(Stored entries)

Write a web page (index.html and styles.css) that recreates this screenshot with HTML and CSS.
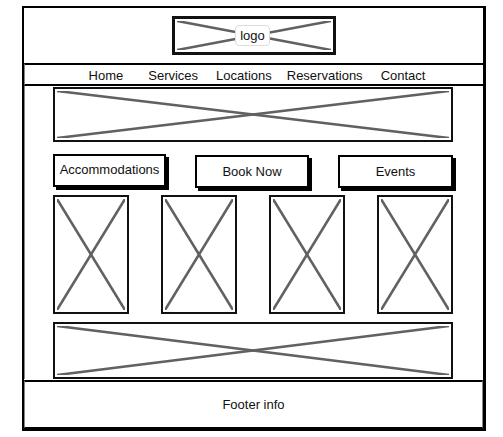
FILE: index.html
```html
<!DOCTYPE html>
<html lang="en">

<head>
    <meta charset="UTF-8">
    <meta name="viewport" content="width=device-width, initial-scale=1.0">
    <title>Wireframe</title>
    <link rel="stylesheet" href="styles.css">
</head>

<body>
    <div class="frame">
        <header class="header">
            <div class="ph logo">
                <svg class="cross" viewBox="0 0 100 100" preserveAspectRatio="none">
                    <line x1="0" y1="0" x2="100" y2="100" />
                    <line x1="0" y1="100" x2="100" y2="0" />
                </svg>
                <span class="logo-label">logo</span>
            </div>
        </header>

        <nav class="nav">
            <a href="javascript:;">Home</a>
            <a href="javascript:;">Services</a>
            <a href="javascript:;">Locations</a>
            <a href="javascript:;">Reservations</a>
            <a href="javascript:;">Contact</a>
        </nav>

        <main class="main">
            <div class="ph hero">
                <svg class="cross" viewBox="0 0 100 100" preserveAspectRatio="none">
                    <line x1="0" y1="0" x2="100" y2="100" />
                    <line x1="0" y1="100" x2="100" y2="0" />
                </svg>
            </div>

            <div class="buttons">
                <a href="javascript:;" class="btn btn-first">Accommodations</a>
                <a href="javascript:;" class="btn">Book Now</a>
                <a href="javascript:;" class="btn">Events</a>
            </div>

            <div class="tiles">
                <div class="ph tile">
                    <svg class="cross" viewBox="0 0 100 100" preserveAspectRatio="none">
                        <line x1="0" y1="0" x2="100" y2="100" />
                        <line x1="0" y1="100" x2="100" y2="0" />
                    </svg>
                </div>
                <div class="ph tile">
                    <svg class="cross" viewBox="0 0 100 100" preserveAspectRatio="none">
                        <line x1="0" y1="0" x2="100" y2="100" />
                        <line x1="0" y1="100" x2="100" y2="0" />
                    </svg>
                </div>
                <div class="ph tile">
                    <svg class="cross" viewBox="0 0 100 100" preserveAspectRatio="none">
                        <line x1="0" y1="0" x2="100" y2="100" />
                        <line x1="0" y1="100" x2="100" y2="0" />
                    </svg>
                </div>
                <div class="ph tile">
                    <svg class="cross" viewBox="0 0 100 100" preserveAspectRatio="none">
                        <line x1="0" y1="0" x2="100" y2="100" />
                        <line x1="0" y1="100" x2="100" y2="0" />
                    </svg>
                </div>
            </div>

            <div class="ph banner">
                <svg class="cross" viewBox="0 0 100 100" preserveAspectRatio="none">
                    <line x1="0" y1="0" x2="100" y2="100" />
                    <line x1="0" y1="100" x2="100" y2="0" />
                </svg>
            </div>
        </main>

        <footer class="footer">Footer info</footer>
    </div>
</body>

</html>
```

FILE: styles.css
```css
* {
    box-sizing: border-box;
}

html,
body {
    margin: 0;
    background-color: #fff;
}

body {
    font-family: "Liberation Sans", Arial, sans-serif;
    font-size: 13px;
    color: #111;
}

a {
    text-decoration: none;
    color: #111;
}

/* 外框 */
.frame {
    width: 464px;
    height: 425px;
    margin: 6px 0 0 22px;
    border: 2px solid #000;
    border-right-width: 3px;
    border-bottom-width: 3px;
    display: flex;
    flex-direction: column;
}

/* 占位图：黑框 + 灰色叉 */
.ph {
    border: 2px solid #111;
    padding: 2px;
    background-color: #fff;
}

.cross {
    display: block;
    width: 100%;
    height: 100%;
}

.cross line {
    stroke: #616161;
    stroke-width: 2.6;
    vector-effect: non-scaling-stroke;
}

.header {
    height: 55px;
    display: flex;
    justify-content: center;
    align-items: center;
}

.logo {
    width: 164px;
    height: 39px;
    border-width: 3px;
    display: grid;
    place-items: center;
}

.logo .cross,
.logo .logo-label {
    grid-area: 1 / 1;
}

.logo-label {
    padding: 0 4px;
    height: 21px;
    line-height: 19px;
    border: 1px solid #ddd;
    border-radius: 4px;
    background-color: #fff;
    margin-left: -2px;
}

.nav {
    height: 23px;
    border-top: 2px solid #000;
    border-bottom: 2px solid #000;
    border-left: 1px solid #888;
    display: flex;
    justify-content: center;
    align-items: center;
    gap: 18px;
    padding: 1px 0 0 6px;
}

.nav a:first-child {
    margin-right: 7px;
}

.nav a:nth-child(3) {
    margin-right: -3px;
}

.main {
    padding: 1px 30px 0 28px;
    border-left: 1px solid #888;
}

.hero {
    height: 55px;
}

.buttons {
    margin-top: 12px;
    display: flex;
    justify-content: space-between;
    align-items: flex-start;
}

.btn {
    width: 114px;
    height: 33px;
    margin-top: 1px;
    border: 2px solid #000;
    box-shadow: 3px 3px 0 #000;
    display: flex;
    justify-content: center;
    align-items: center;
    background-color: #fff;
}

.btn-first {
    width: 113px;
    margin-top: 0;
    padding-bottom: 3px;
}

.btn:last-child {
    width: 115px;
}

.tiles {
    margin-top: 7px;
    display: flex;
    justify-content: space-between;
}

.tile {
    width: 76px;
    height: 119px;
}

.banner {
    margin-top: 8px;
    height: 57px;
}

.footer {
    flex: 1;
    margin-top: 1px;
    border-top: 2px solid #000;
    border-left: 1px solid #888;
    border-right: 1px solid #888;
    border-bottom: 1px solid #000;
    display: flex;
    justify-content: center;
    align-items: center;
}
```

--

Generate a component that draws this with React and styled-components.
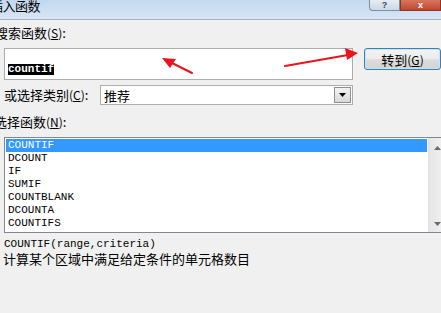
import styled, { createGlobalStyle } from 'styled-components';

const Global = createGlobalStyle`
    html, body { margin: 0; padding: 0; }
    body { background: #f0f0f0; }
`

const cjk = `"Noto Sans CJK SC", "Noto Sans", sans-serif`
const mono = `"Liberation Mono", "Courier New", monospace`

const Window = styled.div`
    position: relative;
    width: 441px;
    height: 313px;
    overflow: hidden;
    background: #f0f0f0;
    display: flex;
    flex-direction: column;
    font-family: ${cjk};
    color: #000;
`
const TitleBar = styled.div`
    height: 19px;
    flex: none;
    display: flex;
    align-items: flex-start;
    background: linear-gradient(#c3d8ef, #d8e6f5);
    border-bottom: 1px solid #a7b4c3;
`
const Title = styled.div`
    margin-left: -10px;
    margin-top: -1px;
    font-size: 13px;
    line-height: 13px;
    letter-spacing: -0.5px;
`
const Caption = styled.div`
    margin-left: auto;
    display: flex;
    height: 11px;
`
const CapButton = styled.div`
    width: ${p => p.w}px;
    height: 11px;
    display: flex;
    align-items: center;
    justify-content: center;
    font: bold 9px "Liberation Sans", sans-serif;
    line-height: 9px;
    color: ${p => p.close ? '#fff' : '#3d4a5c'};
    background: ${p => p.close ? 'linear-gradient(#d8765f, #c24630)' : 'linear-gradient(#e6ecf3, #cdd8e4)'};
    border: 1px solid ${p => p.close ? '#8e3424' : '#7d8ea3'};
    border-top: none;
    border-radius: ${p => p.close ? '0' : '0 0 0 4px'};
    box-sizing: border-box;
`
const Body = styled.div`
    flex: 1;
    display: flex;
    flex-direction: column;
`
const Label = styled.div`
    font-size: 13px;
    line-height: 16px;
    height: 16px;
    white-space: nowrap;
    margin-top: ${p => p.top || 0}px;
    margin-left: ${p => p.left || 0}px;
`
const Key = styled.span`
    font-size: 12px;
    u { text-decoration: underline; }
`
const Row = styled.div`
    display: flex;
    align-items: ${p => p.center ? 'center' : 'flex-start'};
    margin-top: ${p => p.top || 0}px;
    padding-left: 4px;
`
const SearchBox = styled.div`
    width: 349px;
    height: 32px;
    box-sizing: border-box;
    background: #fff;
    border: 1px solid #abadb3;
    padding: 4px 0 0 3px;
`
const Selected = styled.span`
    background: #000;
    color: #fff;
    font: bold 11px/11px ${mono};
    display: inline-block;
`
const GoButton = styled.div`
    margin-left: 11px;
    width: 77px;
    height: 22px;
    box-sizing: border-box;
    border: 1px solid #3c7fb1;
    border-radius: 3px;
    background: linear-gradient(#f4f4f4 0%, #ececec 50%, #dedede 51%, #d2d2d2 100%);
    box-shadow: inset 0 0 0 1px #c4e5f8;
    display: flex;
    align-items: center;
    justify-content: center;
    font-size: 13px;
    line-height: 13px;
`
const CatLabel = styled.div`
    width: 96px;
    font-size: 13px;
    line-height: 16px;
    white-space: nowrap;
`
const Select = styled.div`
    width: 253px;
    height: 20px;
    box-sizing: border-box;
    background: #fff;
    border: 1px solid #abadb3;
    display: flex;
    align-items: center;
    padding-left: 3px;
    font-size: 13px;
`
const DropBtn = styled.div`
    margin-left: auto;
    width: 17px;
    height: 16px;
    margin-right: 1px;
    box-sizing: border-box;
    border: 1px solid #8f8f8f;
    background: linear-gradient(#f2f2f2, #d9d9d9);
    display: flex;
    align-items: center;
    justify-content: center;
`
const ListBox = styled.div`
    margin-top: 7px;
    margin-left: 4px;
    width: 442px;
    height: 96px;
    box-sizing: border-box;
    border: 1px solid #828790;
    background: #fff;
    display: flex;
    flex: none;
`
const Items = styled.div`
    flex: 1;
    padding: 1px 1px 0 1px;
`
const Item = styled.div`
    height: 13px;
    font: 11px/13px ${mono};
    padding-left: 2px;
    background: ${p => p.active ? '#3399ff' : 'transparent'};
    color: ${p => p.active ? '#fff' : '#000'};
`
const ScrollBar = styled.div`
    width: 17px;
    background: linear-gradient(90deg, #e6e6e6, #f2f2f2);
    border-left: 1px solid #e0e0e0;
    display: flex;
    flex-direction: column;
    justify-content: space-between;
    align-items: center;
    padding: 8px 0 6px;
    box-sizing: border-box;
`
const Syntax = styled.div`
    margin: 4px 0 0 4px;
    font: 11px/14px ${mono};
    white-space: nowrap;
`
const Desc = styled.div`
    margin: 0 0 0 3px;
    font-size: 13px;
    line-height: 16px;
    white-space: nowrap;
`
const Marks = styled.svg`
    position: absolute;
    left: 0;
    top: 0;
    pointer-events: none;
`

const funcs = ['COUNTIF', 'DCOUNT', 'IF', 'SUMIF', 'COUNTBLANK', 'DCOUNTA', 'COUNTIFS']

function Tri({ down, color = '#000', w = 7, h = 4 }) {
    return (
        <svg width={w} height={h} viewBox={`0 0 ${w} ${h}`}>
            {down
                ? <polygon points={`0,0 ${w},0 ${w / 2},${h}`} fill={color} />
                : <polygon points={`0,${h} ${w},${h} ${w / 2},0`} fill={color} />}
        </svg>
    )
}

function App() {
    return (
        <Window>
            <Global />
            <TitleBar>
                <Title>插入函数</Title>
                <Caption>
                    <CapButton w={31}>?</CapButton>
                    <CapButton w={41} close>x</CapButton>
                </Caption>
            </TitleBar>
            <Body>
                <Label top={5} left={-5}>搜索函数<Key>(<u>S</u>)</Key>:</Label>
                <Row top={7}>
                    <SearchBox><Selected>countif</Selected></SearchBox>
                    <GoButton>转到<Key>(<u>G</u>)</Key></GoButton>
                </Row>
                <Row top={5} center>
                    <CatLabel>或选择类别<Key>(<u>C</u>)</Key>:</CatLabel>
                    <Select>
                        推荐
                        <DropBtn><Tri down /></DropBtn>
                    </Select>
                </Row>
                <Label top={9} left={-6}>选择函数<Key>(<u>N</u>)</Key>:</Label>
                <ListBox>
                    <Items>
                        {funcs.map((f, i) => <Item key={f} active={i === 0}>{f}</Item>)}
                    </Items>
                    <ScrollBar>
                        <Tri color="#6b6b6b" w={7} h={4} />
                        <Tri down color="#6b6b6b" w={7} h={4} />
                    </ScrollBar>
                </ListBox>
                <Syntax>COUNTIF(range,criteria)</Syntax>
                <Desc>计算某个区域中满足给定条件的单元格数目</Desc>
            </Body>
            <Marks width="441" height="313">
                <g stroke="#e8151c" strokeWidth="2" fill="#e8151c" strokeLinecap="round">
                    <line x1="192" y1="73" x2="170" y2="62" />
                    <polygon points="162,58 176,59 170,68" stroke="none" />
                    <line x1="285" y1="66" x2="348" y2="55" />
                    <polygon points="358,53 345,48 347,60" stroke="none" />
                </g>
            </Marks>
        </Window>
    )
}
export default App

...

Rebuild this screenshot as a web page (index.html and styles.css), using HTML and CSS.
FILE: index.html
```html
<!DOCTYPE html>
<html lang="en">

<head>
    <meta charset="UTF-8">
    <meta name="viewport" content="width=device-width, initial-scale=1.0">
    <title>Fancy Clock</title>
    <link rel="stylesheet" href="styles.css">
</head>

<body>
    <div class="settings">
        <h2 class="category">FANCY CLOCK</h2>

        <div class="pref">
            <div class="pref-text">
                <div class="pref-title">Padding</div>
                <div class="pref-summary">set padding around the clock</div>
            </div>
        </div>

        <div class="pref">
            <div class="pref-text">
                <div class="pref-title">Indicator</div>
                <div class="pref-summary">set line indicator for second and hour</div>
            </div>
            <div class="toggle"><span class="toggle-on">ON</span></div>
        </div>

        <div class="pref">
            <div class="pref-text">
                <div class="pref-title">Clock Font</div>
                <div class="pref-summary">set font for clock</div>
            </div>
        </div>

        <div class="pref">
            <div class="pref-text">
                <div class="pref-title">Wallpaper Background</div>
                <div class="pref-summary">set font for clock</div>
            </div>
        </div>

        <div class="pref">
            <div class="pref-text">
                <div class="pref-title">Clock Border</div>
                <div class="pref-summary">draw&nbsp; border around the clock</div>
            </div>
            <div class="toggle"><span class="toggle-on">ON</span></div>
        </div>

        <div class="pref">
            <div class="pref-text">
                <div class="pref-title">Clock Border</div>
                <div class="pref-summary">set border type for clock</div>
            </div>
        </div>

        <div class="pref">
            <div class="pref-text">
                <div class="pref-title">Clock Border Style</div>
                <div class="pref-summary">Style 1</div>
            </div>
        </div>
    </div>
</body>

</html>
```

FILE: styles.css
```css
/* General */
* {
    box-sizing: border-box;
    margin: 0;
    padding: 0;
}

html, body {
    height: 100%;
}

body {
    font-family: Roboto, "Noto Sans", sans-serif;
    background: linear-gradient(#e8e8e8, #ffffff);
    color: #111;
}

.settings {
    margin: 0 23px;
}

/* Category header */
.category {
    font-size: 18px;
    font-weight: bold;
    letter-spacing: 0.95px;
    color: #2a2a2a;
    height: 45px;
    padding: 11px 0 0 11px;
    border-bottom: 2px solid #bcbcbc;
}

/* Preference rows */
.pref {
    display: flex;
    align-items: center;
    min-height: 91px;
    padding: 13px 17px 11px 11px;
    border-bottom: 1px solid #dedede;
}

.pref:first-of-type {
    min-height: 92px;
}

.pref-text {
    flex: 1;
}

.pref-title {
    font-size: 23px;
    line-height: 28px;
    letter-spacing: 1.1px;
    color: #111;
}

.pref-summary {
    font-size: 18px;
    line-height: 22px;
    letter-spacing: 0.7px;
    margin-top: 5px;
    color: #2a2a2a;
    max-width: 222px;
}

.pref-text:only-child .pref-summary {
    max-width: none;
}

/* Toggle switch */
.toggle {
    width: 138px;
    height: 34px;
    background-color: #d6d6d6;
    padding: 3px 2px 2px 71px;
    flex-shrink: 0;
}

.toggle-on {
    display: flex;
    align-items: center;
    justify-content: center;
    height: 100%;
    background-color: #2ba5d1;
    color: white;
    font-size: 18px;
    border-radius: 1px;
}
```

_Task instructions_
Copy each line above that contains the word "screenshot".

_Answer to this task_
Write a web page (index.html and styles.css) that recreates this screenshot with HTML and CSS.
Rebuild this screenshot as a web page (index.html and styles.css), using HTML and CSS.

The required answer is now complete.